> [Task objective]:
Check every line below for the word "React" and show those that hold it.

───── Material shown

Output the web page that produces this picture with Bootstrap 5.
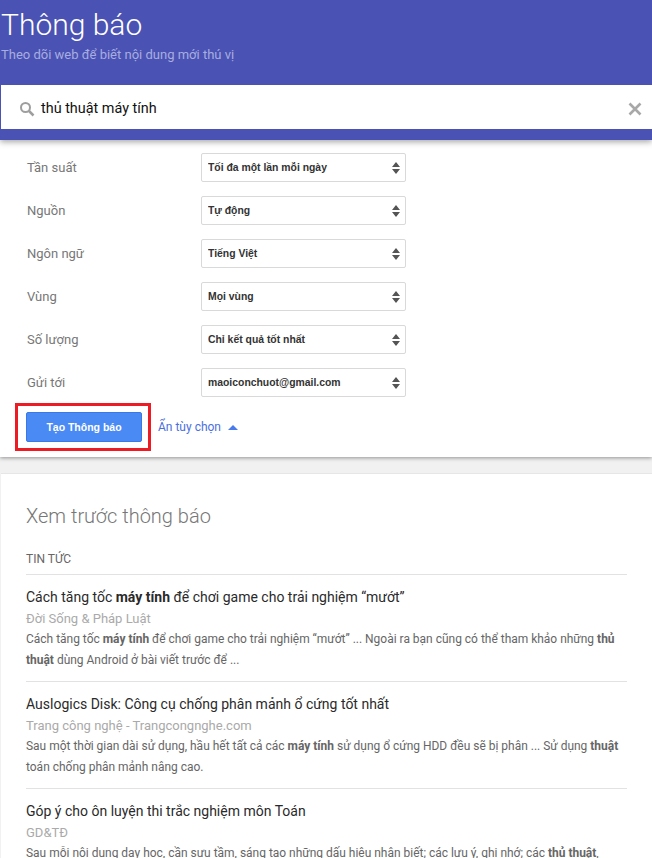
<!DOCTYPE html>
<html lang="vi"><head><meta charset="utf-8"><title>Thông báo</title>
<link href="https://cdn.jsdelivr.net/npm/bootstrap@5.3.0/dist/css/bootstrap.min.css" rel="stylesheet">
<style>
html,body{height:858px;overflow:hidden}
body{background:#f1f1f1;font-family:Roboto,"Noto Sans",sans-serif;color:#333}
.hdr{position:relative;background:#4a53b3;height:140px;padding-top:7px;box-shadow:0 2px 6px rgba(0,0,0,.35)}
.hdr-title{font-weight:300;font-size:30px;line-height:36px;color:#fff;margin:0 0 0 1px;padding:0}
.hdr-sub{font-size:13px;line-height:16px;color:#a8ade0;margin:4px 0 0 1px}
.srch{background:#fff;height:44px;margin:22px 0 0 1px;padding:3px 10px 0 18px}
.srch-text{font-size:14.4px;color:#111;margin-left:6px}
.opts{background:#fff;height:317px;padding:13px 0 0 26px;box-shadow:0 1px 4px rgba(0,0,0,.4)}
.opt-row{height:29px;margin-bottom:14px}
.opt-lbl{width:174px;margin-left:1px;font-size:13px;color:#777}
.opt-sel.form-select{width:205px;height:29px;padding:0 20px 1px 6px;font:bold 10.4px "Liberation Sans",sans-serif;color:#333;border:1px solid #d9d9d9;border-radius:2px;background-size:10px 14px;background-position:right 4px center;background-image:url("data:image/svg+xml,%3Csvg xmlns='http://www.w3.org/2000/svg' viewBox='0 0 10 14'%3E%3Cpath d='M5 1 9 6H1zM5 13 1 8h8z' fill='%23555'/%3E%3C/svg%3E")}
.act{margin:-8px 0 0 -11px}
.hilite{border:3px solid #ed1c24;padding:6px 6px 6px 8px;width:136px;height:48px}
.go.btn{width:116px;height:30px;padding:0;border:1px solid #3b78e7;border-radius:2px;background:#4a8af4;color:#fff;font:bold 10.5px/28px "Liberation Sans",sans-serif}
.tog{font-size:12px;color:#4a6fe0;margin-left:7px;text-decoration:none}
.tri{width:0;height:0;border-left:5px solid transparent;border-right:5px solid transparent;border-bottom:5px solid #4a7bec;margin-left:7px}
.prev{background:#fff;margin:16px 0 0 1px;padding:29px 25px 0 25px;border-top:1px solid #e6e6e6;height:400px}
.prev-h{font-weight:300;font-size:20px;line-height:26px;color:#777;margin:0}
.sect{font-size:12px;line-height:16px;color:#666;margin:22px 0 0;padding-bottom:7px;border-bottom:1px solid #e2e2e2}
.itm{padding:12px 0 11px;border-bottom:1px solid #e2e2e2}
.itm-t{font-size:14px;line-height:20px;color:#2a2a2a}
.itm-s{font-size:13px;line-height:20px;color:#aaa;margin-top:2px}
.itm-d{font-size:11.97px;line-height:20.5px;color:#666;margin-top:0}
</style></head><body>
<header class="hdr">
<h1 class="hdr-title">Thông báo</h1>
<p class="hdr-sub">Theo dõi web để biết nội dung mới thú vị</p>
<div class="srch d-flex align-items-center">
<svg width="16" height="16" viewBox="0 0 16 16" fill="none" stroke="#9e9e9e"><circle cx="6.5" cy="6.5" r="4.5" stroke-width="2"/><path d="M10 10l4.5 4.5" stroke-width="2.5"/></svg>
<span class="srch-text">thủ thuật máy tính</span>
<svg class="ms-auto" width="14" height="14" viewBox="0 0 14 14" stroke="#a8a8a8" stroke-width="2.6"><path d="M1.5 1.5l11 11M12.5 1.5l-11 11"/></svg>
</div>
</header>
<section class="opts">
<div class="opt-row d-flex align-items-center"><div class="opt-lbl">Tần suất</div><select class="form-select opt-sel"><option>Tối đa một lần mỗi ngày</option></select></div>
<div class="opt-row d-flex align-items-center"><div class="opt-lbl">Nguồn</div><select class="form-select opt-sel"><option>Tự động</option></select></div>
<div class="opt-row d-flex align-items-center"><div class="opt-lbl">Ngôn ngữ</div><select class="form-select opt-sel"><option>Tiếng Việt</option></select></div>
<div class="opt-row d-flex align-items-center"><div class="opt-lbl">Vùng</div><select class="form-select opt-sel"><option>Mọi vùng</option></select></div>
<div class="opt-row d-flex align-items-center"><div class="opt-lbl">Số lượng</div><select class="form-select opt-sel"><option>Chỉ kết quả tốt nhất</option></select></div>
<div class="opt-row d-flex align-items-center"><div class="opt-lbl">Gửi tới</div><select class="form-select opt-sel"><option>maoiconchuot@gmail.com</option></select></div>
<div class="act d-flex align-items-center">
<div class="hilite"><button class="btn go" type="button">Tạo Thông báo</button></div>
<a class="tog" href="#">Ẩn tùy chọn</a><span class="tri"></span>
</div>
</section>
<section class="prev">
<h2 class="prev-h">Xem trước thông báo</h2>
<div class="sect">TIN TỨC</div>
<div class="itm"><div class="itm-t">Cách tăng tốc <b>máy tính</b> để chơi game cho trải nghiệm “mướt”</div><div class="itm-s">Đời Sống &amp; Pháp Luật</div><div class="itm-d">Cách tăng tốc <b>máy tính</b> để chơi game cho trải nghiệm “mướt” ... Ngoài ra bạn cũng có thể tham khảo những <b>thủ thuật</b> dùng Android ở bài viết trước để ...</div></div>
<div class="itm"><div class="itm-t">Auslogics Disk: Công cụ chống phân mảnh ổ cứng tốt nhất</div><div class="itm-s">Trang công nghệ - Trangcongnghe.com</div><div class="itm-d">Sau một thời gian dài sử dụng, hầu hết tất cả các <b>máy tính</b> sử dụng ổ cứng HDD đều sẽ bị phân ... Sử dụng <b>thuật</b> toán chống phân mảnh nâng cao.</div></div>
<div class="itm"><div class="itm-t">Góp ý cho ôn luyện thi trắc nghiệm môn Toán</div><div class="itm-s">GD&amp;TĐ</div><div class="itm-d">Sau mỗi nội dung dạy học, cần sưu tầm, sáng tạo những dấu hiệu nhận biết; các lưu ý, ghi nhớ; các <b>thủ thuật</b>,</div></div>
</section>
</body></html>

──────────
───── Material shown

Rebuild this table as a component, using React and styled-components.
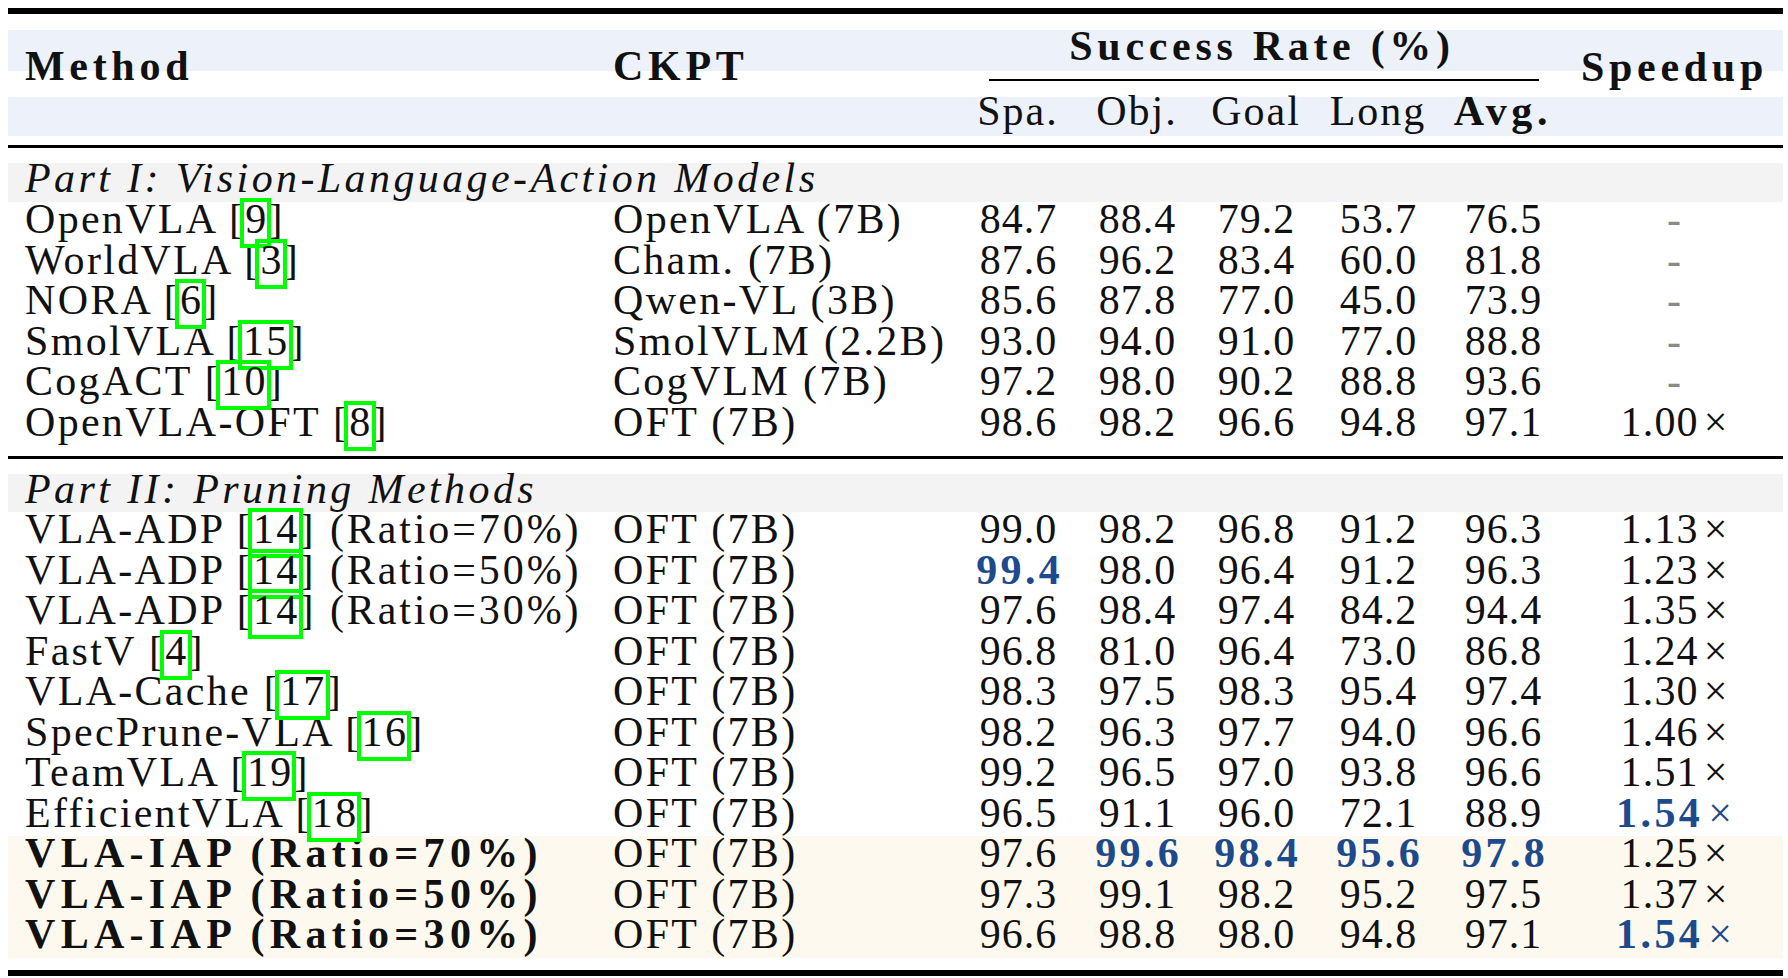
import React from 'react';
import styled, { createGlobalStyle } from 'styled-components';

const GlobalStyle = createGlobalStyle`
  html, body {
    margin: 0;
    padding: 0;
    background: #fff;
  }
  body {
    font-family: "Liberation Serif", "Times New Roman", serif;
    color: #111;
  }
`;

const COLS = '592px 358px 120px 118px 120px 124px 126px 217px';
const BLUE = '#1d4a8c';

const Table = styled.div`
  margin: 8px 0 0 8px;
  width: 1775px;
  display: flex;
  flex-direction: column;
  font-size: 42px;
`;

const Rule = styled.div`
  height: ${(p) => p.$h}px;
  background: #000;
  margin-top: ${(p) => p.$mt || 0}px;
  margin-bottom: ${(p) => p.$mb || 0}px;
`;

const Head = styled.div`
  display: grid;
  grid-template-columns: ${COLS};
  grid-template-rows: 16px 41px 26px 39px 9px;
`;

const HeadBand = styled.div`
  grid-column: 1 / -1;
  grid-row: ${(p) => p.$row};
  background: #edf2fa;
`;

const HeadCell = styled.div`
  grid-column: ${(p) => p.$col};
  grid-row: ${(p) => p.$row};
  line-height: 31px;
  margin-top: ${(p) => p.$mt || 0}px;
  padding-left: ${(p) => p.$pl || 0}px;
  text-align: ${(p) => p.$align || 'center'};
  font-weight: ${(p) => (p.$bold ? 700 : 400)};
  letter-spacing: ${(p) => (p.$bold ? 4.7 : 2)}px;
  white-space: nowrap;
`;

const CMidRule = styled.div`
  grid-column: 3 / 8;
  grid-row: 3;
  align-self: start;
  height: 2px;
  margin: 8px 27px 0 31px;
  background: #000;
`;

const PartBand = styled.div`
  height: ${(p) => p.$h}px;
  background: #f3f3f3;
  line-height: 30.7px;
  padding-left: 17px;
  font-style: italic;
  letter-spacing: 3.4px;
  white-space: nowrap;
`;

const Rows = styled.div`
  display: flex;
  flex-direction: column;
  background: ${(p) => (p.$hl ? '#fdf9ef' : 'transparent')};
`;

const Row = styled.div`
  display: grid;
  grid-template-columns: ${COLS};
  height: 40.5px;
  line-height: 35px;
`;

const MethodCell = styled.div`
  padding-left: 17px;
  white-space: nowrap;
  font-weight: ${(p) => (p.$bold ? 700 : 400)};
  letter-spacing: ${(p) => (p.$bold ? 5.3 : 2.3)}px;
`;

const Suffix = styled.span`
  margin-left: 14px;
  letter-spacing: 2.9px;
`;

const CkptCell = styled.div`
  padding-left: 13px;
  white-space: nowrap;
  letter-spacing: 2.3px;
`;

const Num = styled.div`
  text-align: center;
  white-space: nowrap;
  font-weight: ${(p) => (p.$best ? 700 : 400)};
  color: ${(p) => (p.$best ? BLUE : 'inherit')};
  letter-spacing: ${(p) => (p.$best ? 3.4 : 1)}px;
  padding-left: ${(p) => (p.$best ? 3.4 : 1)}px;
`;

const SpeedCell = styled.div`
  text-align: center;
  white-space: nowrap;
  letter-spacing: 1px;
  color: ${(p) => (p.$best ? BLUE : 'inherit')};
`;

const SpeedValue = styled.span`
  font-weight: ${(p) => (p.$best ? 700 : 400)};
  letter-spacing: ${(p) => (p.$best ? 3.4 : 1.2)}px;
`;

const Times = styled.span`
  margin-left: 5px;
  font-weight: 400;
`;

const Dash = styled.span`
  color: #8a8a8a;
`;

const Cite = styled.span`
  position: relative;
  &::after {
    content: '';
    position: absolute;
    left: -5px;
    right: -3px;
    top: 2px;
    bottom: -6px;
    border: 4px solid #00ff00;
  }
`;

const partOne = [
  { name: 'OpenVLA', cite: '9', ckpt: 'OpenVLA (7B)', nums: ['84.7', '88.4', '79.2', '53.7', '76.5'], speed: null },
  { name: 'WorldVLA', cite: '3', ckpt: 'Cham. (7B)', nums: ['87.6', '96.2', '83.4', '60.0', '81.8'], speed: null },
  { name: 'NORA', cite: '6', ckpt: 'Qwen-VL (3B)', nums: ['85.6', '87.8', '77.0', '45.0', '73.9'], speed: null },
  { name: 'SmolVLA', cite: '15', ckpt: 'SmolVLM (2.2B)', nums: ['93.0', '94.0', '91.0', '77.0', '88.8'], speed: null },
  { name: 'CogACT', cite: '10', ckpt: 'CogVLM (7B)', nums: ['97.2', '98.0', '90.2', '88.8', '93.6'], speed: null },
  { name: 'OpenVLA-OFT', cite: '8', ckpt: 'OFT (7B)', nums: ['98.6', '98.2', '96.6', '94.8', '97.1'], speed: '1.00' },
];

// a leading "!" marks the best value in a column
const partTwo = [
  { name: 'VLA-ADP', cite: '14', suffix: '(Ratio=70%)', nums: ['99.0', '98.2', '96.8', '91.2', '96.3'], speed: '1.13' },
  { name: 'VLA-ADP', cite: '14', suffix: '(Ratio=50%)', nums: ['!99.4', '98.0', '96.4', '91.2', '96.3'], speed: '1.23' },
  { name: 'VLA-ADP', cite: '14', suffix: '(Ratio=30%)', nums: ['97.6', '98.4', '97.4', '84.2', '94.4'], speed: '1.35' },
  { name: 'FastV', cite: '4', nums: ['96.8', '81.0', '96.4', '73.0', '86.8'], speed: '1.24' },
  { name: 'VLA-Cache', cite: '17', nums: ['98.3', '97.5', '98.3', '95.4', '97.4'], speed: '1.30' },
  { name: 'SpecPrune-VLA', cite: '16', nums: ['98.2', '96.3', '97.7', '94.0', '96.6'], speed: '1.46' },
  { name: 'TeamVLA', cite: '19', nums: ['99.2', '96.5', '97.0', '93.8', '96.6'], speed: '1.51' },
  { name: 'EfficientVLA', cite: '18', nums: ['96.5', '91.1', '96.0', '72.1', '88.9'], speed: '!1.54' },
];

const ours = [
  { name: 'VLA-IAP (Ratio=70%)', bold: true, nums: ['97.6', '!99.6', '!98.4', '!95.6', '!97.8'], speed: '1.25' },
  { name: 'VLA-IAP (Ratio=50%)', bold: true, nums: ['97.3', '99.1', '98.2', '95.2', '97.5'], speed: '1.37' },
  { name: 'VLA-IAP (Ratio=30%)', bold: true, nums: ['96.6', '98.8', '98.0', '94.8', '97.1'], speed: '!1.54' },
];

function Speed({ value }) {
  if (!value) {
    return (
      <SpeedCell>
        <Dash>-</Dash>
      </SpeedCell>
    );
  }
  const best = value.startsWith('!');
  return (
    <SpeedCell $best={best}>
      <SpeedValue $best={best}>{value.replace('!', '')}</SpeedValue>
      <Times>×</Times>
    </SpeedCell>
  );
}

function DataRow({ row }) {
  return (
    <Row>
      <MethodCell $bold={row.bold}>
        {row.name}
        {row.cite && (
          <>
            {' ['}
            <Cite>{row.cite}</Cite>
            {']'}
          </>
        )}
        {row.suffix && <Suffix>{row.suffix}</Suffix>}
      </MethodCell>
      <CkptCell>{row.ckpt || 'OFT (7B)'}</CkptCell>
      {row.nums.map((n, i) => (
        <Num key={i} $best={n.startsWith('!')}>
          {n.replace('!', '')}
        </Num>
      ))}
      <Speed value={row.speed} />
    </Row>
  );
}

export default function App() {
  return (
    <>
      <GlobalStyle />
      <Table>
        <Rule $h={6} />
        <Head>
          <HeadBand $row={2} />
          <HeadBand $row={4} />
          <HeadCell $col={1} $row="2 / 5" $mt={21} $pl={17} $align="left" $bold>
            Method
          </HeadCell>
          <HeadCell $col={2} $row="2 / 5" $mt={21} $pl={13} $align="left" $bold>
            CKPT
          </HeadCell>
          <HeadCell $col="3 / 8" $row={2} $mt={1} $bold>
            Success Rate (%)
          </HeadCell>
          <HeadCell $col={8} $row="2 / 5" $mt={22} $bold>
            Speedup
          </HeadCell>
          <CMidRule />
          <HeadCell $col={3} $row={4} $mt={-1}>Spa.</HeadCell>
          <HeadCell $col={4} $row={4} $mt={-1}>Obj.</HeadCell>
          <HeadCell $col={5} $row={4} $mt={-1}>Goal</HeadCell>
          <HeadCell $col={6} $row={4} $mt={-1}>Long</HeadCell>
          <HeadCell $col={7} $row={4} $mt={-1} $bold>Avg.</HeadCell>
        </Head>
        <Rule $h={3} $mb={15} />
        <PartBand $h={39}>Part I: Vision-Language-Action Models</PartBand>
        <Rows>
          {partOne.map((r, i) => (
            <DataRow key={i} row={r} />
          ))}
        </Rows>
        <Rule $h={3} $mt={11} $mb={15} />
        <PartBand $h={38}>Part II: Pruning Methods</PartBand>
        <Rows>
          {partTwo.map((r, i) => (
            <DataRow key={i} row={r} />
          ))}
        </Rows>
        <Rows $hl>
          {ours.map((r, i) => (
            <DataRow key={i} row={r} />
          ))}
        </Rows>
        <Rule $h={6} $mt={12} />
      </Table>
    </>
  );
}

──────────
───── Material shown

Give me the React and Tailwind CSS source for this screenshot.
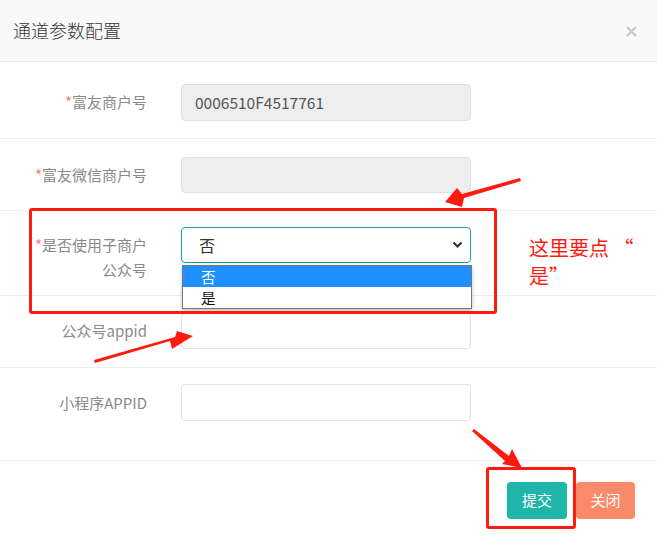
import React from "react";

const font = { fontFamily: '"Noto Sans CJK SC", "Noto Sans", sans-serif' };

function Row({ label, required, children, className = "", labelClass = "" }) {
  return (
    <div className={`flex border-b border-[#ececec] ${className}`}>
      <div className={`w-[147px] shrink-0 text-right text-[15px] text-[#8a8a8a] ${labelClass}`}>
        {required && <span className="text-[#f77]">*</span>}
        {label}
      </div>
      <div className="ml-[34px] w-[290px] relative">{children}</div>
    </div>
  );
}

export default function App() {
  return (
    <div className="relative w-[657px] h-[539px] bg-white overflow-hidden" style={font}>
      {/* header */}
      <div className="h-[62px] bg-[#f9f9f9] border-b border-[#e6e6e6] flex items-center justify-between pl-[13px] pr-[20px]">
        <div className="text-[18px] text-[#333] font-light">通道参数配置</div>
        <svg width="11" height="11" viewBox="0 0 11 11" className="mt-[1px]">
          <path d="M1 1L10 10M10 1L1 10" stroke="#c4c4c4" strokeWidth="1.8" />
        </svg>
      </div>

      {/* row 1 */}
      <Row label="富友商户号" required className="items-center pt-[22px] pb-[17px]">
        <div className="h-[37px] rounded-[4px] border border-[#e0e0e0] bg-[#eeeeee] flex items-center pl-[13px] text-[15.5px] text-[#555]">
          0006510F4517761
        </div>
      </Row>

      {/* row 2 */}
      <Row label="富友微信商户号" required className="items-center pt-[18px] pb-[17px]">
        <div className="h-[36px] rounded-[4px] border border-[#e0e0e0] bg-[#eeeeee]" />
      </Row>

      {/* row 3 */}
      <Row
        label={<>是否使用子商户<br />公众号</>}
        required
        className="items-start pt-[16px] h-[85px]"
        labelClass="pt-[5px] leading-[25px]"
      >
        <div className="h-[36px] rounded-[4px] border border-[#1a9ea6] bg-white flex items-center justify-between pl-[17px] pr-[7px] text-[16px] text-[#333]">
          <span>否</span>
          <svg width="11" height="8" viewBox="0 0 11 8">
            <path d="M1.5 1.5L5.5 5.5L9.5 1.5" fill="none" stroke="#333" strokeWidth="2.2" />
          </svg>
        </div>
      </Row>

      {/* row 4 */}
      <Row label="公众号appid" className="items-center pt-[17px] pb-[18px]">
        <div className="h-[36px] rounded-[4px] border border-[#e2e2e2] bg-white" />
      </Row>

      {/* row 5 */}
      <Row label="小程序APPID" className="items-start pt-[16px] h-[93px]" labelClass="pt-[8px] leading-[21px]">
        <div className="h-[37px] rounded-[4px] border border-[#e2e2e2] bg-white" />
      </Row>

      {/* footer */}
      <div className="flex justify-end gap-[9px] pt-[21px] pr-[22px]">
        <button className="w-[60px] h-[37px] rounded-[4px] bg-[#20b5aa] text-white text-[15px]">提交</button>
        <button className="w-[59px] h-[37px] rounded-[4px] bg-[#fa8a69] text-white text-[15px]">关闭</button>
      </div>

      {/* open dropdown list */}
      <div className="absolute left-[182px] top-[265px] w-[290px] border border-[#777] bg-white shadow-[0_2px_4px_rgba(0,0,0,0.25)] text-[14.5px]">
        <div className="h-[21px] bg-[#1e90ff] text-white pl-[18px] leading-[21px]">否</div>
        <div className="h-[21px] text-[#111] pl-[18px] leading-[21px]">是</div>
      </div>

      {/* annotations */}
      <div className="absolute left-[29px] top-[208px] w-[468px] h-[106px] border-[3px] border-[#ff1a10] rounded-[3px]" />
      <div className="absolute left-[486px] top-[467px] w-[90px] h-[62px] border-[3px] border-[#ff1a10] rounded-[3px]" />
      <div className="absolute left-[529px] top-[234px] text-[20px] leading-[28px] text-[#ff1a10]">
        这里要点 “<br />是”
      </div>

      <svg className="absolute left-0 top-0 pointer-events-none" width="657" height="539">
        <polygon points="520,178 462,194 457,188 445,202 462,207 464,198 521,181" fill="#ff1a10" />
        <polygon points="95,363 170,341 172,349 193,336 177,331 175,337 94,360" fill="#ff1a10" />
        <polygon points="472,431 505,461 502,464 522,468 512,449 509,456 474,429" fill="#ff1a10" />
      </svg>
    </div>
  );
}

──────────

> [Written response]:
Rebuild this table as a component, using React and styled-components.
import React from 'react';
Give me the React and Tailwind CSS source for this screenshot.
import React from "react";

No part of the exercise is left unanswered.